▶ Provided material:
[START]

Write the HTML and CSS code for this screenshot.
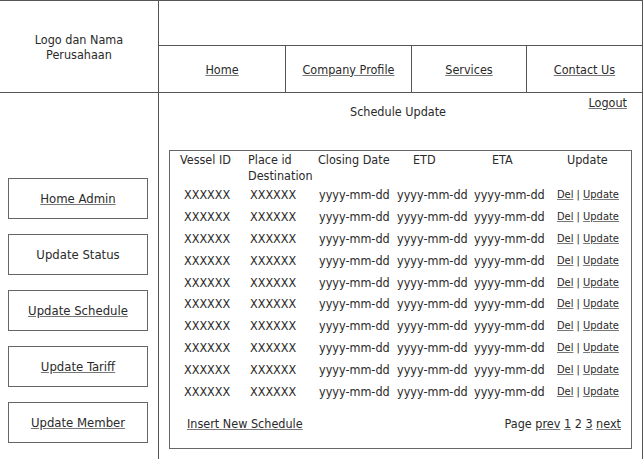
FILE: index.html
```html
<!DOCTYPE html>
<html lang="id">
<head>
    <meta charset="UTF-8">
    <meta name="viewport" content="width=device-width, initial-scale=1.0">
    <title>Schedule Update</title>
    <link rel="stylesheet" href="styles.css">
</head>
<body>
    <div class="frame">
        <div class="brand">Logo dan Nama<br>Perusahaan</div>

        <div class="masthead">
            <div class="masthead-top"></div>
            <nav class="nav">
                <a href="#">Home</a>
                <a href="#">Company Profile</a>
                <a href="#">Services</a>
                <a href="#">Contact Us</a>
            </nav>
        </div>

        <aside class="sidebar">
            <a class="side-btn" href="#">Home Admin</a>
            <span class="side-btn">Update Status</span>
            <a class="side-btn" href="#">Update Schedule</a>
            <a class="side-btn" href="#">Update Tariff</a>
            <a class="side-btn" href="#">Update Member</a>
        </aside>

        <main class="content">
            <div class="content-head">
                <span></span>
                <h1 class="title">Schedule Update</h1>
                <a class="logout" href="#">Logout</a>
            </div>

            <div class="schedule-box">
                <div class="sched-head">
                    <div>Vessel ID</div>
                    <div>Place id<br>Destination</div>
                    <div>Closing Date</div>
                    <div>ETD</div>
                    <div>ETA</div>
                    <div>Update</div>
                </div>
                <div id="schedRows"></div>
                <div class="sched-foot">
                    <a href="#">Insert New Schedule</a>
                    <span>Page <a href="#">prev</a> <a href="#">1</a> 2 <a href="#">3</a> <a href="#">next</a></span>
                </div>
            </div>
        </main>
    </div>

    <script>
        const rows = document.getElementById("schedRows");
        for (let i = 0; i < 10; i++) {
            rows.innerHTML += `
                <div class="sched-row">
                    <div>XXXXXX</div>
                    <div>XXXXXX</div>
                    <div>yyyy-mm-dd</div>
                    <div>yyyy-mm-dd</div>
                    <div>yyyy-mm-dd</div>
                    <div class="actions"><a href="#">Del</a> | <a href="#">Update</a></div>
                </div>
            `;
        }
    </script>
</body>
</html>
```

FILE: styles.css
```css
body {
    margin: 0;
    font-family: "DejaVu Sans Condensed", "DejaVu Sans", sans-serif;
    font-stretch: condensed;
    font-size: 12.5px;
    color: #2a2a2a;
    background: #fff;
}
a {
    color: inherit;
    text-decoration: underline;
    text-decoration-color: #777;
}
.frame {
    box-sizing: border-box;
    width: 643px;
    height: 459px;
    border-top: 1px solid #555;
    border-right: 1px solid #555;
    display: grid;
    grid-template-columns: 159px 1fr;
    grid-template-rows: 92px 1fr;
}
.brand {
    border-right: 1px solid #555;
    border-bottom: 1px solid #555;
    display: flex;
    align-items: center;
    justify-content: center;
    text-align: center;
    line-height: 15px;
}
.masthead {
    border-bottom: 1px solid #555;
    display: grid;
    grid-template-rows: 45px 1fr;
}
.masthead-top {
    border-bottom: 1px solid #555;
}
.nav {
    display: grid;
    grid-template-columns: 126px 126px 115px 1fr;
}
.nav a {
    display: flex;
    align-items: center;
    justify-content: center;
}
.nav a + a {
    border-left: 1px solid #555;
}
.sidebar {
    border-right: 1px solid #555;
    padding: 85px 0 0 8px;
    display: flex;
    flex-direction: column;
    gap: 15px;
}
.side-btn {
    box-sizing: border-box;
    width: 140px;
    height: 41px;
    border: 1px solid #666;
    display: flex;
    align-items: center;
    justify-content: center;
    font-size: 13px;
}
.content {
    padding: 2px 10px 0 10px;
}
.content-head {
    display: grid;
    grid-template-columns: 1fr auto 1fr;
    line-height: 15px;
    margin-right: 5px;
}
.title {
    margin: 0;
    padding-top: 9px;
    font-size: 12.5px;
    font-weight: normal;
}
.logout {
    justify-self: end;
}
.schedule-box {
    box-sizing: border-box;
    height: 299px;
    margin-top: 31px;
    border: 1px solid #666;
}
.sched-head {
    display: grid;
    grid-template-columns: 68px 70px 95px 79px 75px 1fr;
    padding: 1px 0 0 10px;
    line-height: 16px;
}
.sched-row {
    display: grid;
    grid-template-columns: 66px 69px 78px 77px 83px 1fr;
    padding-left: 14px;
    height: 21.8px;
    align-items: center;
}
.actions {
    font-size: 11px;
}
.sched-foot {
    display: flex;
    justify-content: space-between;
    padding: 0 10px 0 17px;
    margin-top: 14px;
    line-height: 16px;
}
```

[END]

▶ Work to complete:
In the copy, include no pictures; restate the listing above exactly.

▶ The response:
Write the HTML and CSS code for this screenshot.
FILE: index.html
```html
<!DOCTYPE html>
<html lang="id">
<head>
    <meta charset="UTF-8">
    <meta name="viewport" content="width=device-width, initial-scale=1.0">
    <title>Schedule Update</title>
    <link rel="stylesheet" href="styles.css">
</head>
<body>
    <div class="frame">
        <div class="brand">Logo dan Nama<br>Perusahaan</div>

        <div class="masthead">
            <div class="masthead-top"></div>
            <nav class="nav">
                <a href="#">Home</a>
                <a href="#">Company Profile</a>
                <a href="#">Services</a>
                <a href="#">Contact Us</a>
            </nav>
        </div>

        <aside class="sidebar">
            <a class="side-btn" href="#">Home Admin</a>
            <span class="side-btn">Update Status</span>
            <a class="side-btn" href="#">Update Schedule</a>
            <a class="side-btn" href="#">Update Tariff</a>
            <a class="side-btn" href="#">Update Member</a>
        </aside>

        <main class="content">
            <div class="content-head">
                <span></span>
                <h1 class="title">Schedule Update</h1>
                <a class="logout" href="#">Logout</a>
            </div>

            <div class="schedule-box">
                <div class="sched-head">
                    <div>Vessel ID</div>
                    <div>Place id<br>Destination</div>
                    <div>Closing Date</div>
                    <div>ETD</div>
                    <div>ETA</div>
                    <div>Update</div>
                </div>
                <div id="schedRows"></div>
                <div class="sched-foot">
                    <a href="#">Insert New Schedule</a>
                    <span>Page <a href="#">prev</a> <a href="#">1</a> 2 <a href="#">3</a> <a href="#">next</a></span>
                </div>
            </div>
        </main>
    </div>

    <script>
        const rows = document.getElementById("schedRows");
        for (let i = 0; i < 10; i++) {
            rows.innerHTML += `
                <div class="sched-row">
                    <div>XXXXXX</div>
                    <div>XXXXXX</div>
                    <div>yyyy-mm-dd</div>
                    <div>yyyy-mm-dd</div>
                    <div>yyyy-mm-dd</div>
                    <div class="actions"><a href="#">Del</a> | <a href="#">Update</a></div>
                </div>
            `;
        }
    </script>
</body>
</html>
```

FILE: styles.css
```css
body {
    margin: 0;
    font-family: "DejaVu Sans Condensed", "DejaVu Sans", sans-serif;
    font-stretch: condensed;
    font-size: 12.5px;
    color: #2a2a2a;
    background: #fff;
}
a {
    color: inherit;
    text-decoration: underline;
    text-decoration-color: #777;
}
.frame {
    box-sizing: border-box;
    width: 643px;
    height: 459px;
    border-top: 1px solid #555;
    border-right: 1px solid #555;
    display: grid;
    grid-template-columns: 159px 1fr;
    grid-template-rows: 92px 1fr;
}
.brand {
    border-right: 1px solid #555;
    border-bottom: 1px solid #555;
    display: flex;
    align-items: center;
    justify-content: center;
    text-align: center;
    line-height: 15px;
}
.masthead {
    border-bottom: 1px solid #555;
    display: grid;
    grid-template-rows: 45px 1fr;
}
.masthead-top {
    border-bottom: 1px solid #555;
}
.nav {
    display: grid;
    grid-template-columns: 126px 126px 115px 1fr;
}
.nav a {
    display: flex;
    align-items: center;
    justify-content: center;
}
.nav a + a {
    border-left: 1px solid #555;
}
.sidebar {
    border-right: 1px solid #555;
    padding: 85px 0 0 8px;
    display: flex;
    flex-direction: column;
    gap: 15px;
}
.side-btn {
    box-sizing: border-box;
    width: 140px;
    height: 41px;
    border: 1px solid #666;
    display: flex;
    align-items: center;
    justify-content: center;
    font-size: 13px;
}
.content {
    padding: 2px 10px 0 10px;
}
.content-head {
    display: grid;
    grid-template-columns: 1fr auto 1fr;
    line-height: 15px;
    margin-right: 5px;
}
.title {
    margin: 0;
    padding-top: 9px;
    font-size: 12.5px;
    font-weight: normal;
}
.logout {
    justify-self: end;
}
.schedule-box {
    box-sizing: border-box;
    height: 299px;
    margin-top: 31px;
    border: 1px solid #666;
}
.sched-head {
    display: grid;
    grid-template-columns: 68px 70px 95px 79px 75px 1fr;
    padding: 1px 0 0 10px;
    line-height: 16px;
}
.sched-row {
    display: grid;
    grid-template-columns: 66px 69px 78px 77px 83px 1fr;
    padding-left: 14px;
    height: 21.8px;
    align-items: center;
}
.actions {
    font-size: 11px;
}
.sched-foot {
    display: flex;
    justify-content: space-between;
    padding: 0 10px 0 17px;
    margin-top: 14px;
    line-height: 16px;
}
```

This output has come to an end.